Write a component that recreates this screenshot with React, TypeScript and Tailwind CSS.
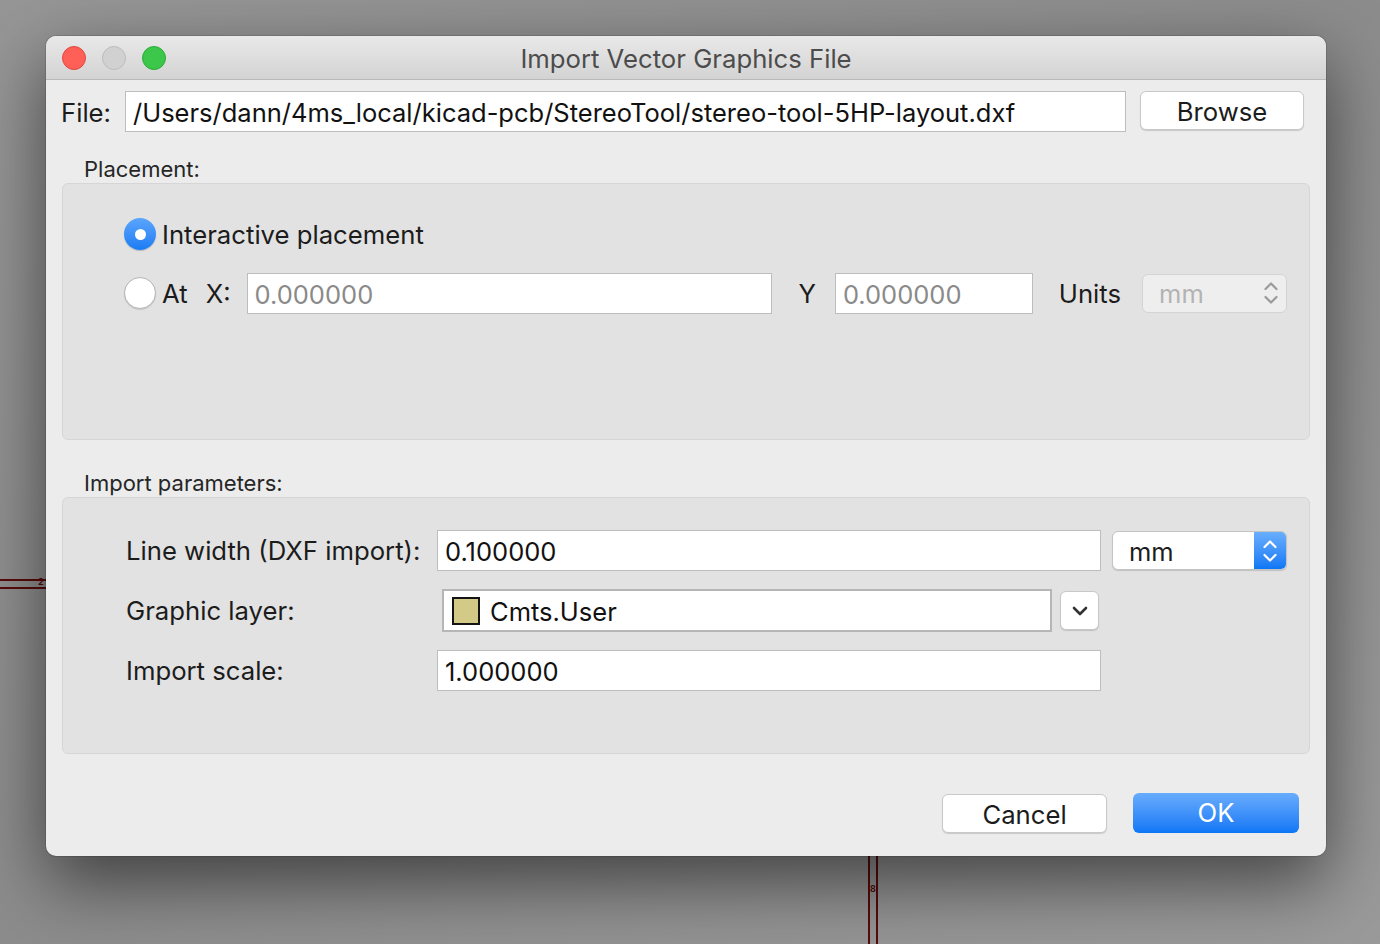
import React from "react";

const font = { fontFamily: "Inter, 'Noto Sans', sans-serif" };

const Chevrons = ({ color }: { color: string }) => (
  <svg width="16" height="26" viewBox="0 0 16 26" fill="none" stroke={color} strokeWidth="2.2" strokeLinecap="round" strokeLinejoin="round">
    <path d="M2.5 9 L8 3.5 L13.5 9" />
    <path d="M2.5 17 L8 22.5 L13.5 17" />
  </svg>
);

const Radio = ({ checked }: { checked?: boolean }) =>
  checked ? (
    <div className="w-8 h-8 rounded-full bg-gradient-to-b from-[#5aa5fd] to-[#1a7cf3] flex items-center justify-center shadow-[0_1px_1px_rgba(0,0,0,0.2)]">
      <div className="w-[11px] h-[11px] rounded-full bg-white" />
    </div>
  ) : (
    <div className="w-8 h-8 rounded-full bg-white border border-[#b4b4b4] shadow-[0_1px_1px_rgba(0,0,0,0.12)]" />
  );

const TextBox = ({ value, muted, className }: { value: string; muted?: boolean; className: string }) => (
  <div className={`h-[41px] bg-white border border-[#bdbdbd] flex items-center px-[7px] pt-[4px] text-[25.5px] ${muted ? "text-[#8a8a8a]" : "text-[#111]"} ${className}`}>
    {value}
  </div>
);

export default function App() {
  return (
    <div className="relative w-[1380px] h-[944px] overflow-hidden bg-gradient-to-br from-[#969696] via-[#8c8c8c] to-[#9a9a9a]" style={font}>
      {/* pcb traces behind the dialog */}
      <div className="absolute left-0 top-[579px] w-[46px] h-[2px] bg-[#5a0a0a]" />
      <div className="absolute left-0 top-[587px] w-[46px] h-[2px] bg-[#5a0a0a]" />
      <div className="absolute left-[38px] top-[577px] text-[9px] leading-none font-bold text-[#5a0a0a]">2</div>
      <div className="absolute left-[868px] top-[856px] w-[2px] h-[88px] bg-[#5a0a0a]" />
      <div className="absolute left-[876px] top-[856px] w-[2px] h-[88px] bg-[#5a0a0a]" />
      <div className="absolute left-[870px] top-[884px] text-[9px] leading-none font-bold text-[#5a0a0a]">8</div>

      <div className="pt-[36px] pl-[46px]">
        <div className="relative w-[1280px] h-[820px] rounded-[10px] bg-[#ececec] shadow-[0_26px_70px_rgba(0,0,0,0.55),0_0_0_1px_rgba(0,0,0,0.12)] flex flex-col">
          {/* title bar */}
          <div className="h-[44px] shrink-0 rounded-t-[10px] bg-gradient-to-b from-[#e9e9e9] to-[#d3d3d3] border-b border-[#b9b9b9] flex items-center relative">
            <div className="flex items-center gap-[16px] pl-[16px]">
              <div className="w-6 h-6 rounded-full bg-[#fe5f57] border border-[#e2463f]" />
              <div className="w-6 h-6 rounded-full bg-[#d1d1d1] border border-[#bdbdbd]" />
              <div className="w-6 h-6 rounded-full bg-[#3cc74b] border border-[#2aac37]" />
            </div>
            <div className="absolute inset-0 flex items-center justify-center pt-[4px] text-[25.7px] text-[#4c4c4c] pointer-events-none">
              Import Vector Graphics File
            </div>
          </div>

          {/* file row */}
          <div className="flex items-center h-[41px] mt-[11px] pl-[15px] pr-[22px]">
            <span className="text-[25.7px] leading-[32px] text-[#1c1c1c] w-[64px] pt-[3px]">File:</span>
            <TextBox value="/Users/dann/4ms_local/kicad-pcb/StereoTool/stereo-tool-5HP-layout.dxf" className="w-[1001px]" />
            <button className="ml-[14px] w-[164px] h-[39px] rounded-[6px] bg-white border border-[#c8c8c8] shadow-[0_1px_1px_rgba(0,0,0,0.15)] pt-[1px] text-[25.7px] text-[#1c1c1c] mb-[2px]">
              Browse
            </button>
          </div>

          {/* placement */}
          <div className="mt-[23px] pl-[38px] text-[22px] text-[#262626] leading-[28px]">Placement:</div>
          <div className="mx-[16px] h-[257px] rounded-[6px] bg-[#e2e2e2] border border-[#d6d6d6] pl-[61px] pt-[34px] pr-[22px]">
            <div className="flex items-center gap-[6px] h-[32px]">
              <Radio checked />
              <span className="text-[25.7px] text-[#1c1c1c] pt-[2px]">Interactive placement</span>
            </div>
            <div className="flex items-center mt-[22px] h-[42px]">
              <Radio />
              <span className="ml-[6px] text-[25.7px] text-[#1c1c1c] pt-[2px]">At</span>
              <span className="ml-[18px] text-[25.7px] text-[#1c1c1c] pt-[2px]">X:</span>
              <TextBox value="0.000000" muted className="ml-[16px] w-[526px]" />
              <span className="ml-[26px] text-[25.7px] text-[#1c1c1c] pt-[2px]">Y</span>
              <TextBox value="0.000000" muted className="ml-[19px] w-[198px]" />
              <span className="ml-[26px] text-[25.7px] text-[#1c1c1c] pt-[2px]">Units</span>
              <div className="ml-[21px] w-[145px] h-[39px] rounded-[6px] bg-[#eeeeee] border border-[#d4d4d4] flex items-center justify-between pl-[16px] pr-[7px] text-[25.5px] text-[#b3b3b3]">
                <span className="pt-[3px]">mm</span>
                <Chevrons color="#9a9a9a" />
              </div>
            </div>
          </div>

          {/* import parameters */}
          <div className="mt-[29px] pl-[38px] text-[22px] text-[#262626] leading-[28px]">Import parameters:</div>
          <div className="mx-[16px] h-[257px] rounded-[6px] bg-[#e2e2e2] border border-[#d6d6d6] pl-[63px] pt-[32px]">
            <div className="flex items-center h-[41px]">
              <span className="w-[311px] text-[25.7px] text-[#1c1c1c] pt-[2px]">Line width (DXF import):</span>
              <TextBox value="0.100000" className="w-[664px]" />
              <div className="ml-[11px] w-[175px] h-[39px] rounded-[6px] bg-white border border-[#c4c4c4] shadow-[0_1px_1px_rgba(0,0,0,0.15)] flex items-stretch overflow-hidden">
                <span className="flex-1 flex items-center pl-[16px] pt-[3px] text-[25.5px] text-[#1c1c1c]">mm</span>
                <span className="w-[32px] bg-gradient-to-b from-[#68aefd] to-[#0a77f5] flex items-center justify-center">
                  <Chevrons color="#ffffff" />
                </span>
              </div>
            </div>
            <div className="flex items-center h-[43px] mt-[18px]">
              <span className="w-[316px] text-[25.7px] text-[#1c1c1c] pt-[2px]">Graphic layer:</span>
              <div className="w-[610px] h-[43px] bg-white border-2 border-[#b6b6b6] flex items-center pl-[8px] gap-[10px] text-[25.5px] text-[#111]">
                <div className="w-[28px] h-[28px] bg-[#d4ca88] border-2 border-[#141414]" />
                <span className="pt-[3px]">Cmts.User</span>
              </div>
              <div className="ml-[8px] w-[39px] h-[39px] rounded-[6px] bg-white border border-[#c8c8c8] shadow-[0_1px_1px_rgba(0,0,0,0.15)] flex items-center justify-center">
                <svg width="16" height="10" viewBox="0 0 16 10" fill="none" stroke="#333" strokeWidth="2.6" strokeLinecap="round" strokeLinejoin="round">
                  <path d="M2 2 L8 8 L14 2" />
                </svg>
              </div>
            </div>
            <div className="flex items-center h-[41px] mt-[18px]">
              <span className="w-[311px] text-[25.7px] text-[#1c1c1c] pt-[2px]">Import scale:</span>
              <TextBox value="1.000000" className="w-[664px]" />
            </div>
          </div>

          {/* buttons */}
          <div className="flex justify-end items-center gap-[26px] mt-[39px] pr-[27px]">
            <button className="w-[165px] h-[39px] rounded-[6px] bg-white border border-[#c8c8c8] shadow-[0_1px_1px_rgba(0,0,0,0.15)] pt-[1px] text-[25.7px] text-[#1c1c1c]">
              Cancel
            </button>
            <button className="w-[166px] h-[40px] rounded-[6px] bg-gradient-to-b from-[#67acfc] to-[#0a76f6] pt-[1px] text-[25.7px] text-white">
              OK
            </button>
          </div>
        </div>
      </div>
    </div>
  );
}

WRITTEN EXERCISE:
Look through the data and show every line containing "React".

ANSWER:
Write a component that recreates this screenshot with React, TypeScript and Tailwind CSS.
import React from "react";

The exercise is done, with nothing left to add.